Foreign Currency Instruments
The Company uses purchased option contracts and forward contracts designated as cash flow hedges to protect against the foreign currency exchange risk
inherent in its forecasted transactions denominated in currencies other than U.S. dollar. Hedged transactions include international sales by U.S. dollar
functional currency entities, foreign currency denominated purchases of certain components and intercompany shipments to some international subsidiaries.

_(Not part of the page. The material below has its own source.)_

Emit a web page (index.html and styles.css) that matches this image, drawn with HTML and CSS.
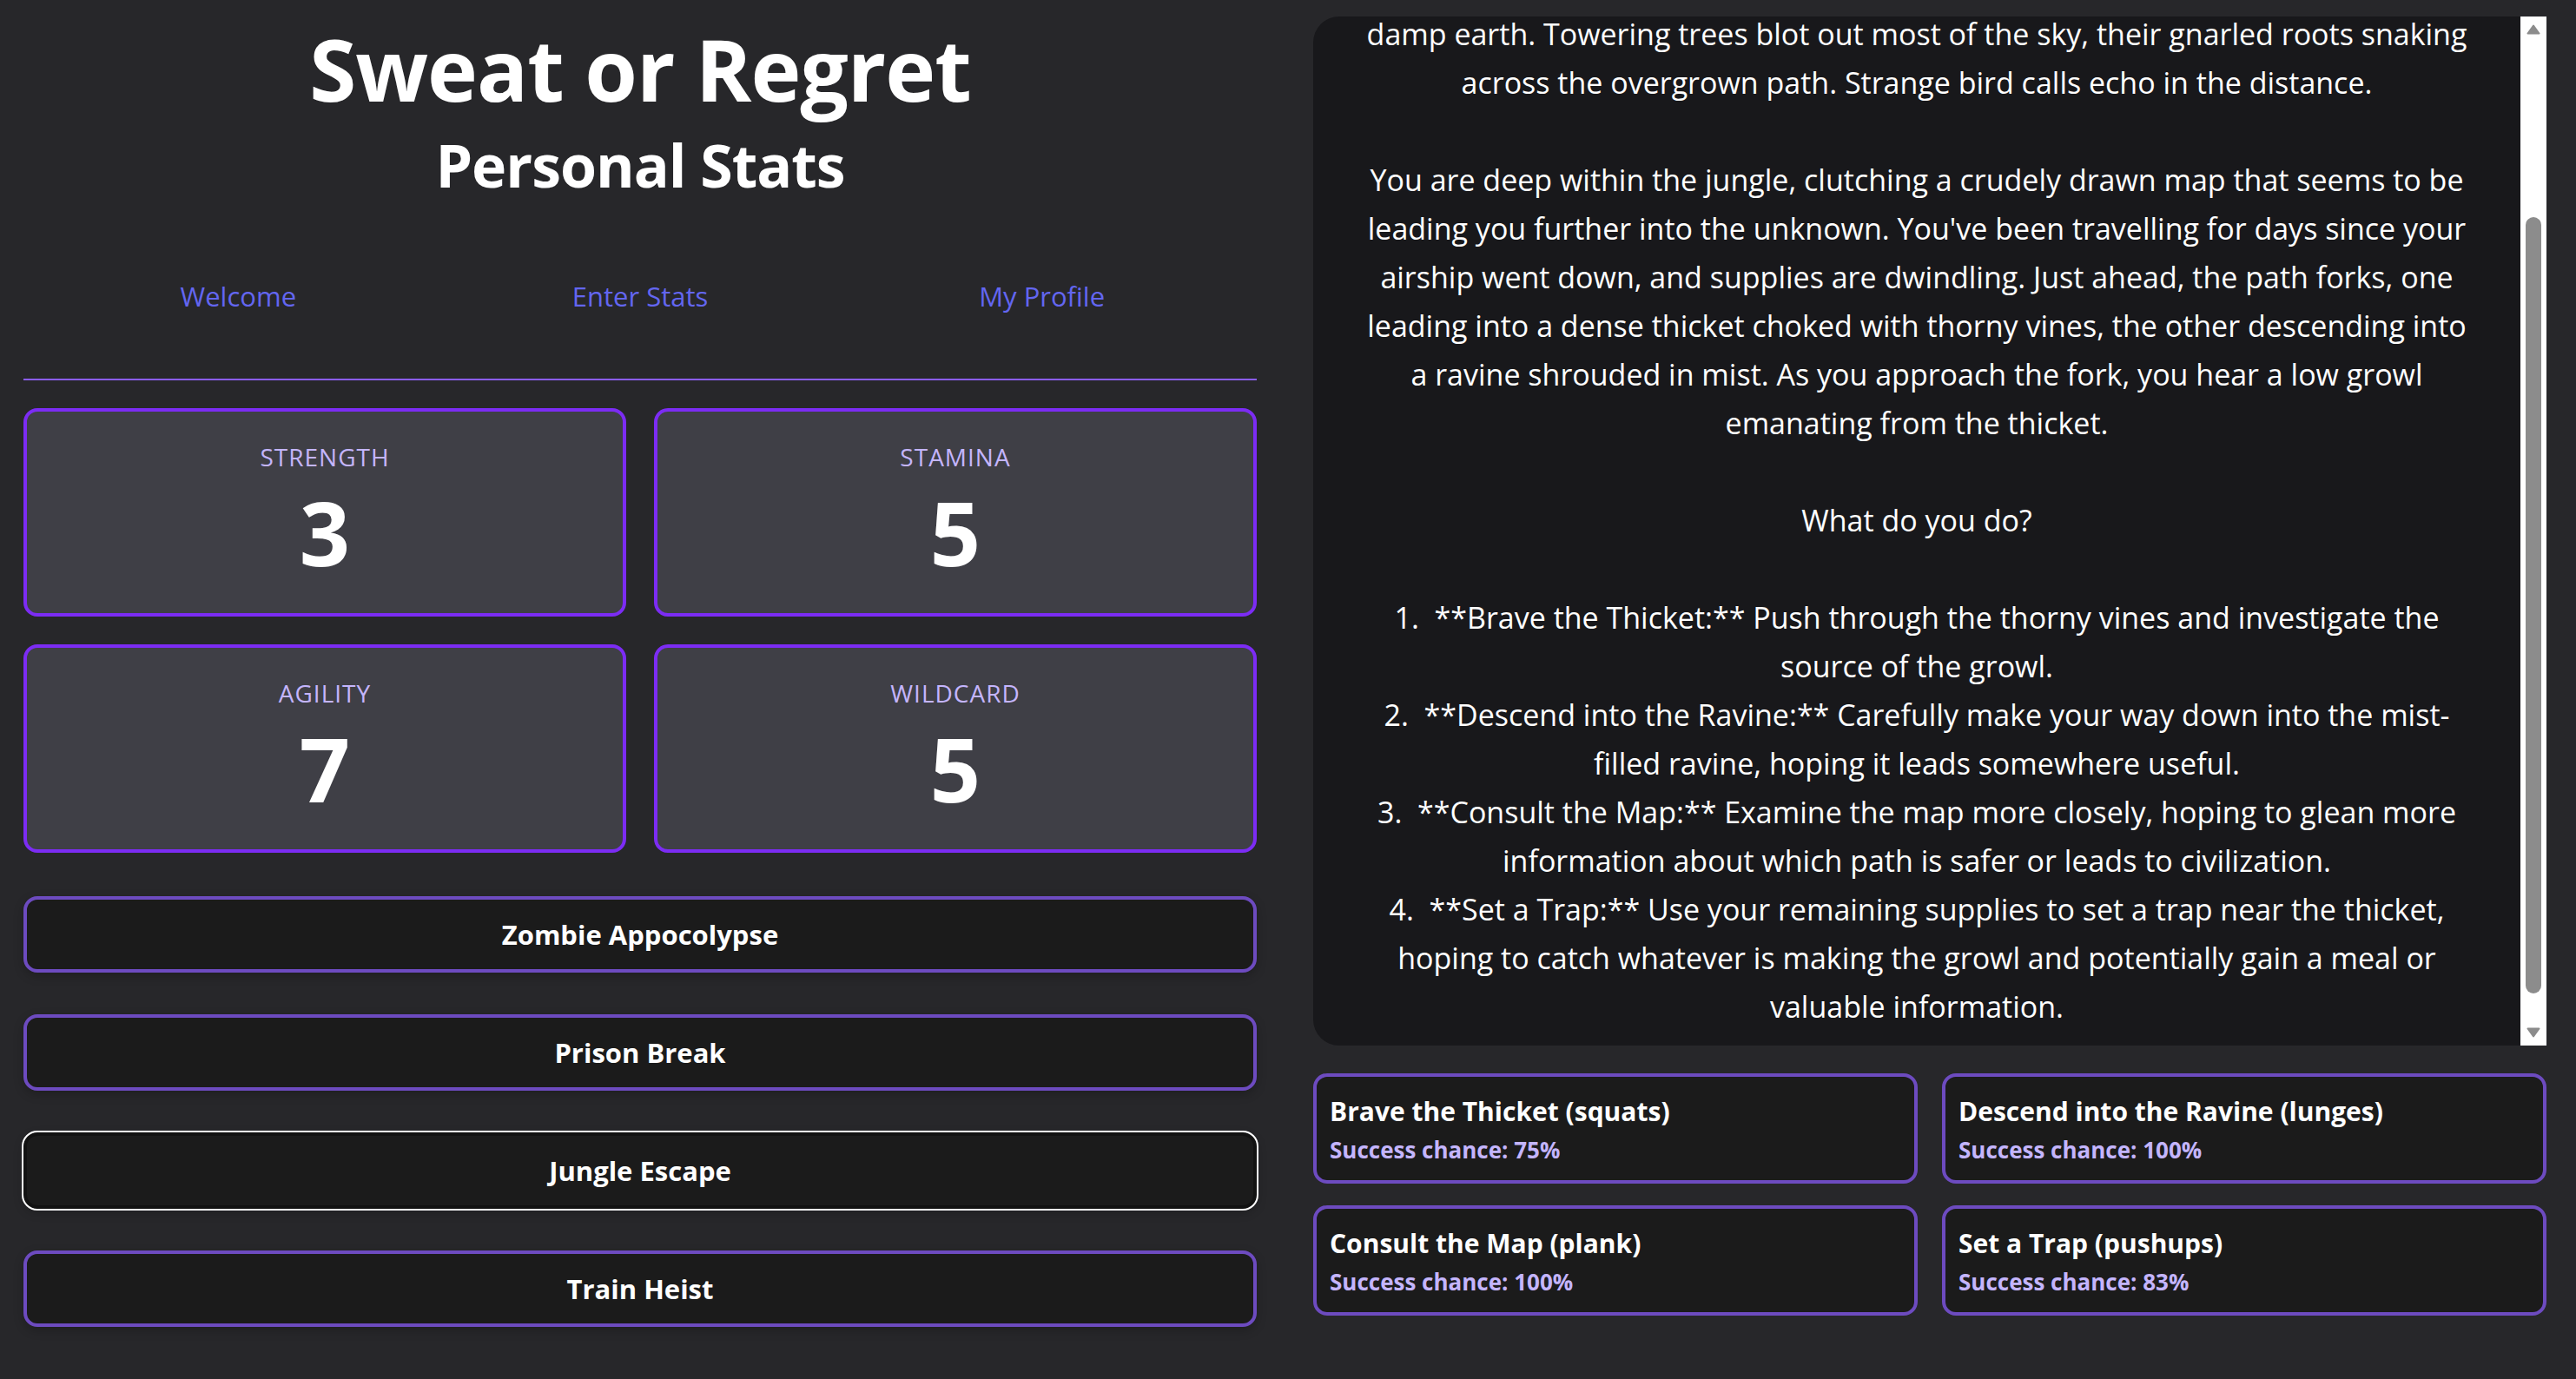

The risk of loss associated with purchased options is limited to premium amounts paid for the option contracts. The risk of loss associated with forward
contracts is equal to the exchange rate differential from the time the contract is entered into until the time it is settled. These contracts generally expire in
twelve months or less.
The Company also uses forward contracts to hedge monetary assets and liabilities, primarily receivables and payables, denominated in a foreign currency.
These contracts are not designated as hedging instruments under generally accepted accounting principles, and therefore, the change in the instrument's fair
value is recognized currently in earnings and is reported as a component of investment and other income (loss), net. The change in the fair value of these
instruments represents a natural hedge as their gains and losses offset the changes in the underlying fair value of the monetary assets and liabilities due to
movements in currency exchange rates. These contracts generally expire in three months or less.

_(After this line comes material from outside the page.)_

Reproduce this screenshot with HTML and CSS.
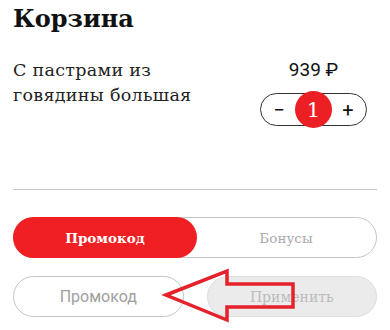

If the derivative is designated as a cash flow hedge, the effective portion of the change in the fair value of the derivative is initially deferred in other
comprehensive income. These amounts are subsequently recognized in income as a component of net revenue or cost of revenue in the same period the
hedged transaction affects earnings. The ineffective portion of the change in the fair value of cash flow hedge is recognized currently in earnings and is
reported as a component of investment and other income (loss), net. Hedge effectiveness is measured by comparing the hedging instrument's cumulative
change in fair value from inception to maturity to the forecasted transaction's terminal value. During fiscal years 2003 and 2002, the Company did not
discontinue any cash flow hedges as substantially all forecasted foreign currency transactions were realized in the Company's actual results. Furthermore,
hedge ineffectiveness was not material.
At January 31, 2003, the Company held purchased option contracts with a notional amount of $2 billion, a net asset value of $31 million and a net unrealized
deferred loss of $37 million, net of taxes. At January 31, 2003, the Company held forward contracts with a notional amount of $2 billion, a net liability value
of $140 million and a net unrealized loss of $25 million, net of taxes.
At February 1, 2002, the Company held purchased option contracts with a notional amount of $2 billion, a net asset value of $83 million and a net unrealized
deferred gain of $11 million, net of taxes. At February 1, 2002, the Company held forward contracts with a notional amount of $2 billion, a net asset value of
$95 million and a net unrealized gain of $28 million, net of taxes.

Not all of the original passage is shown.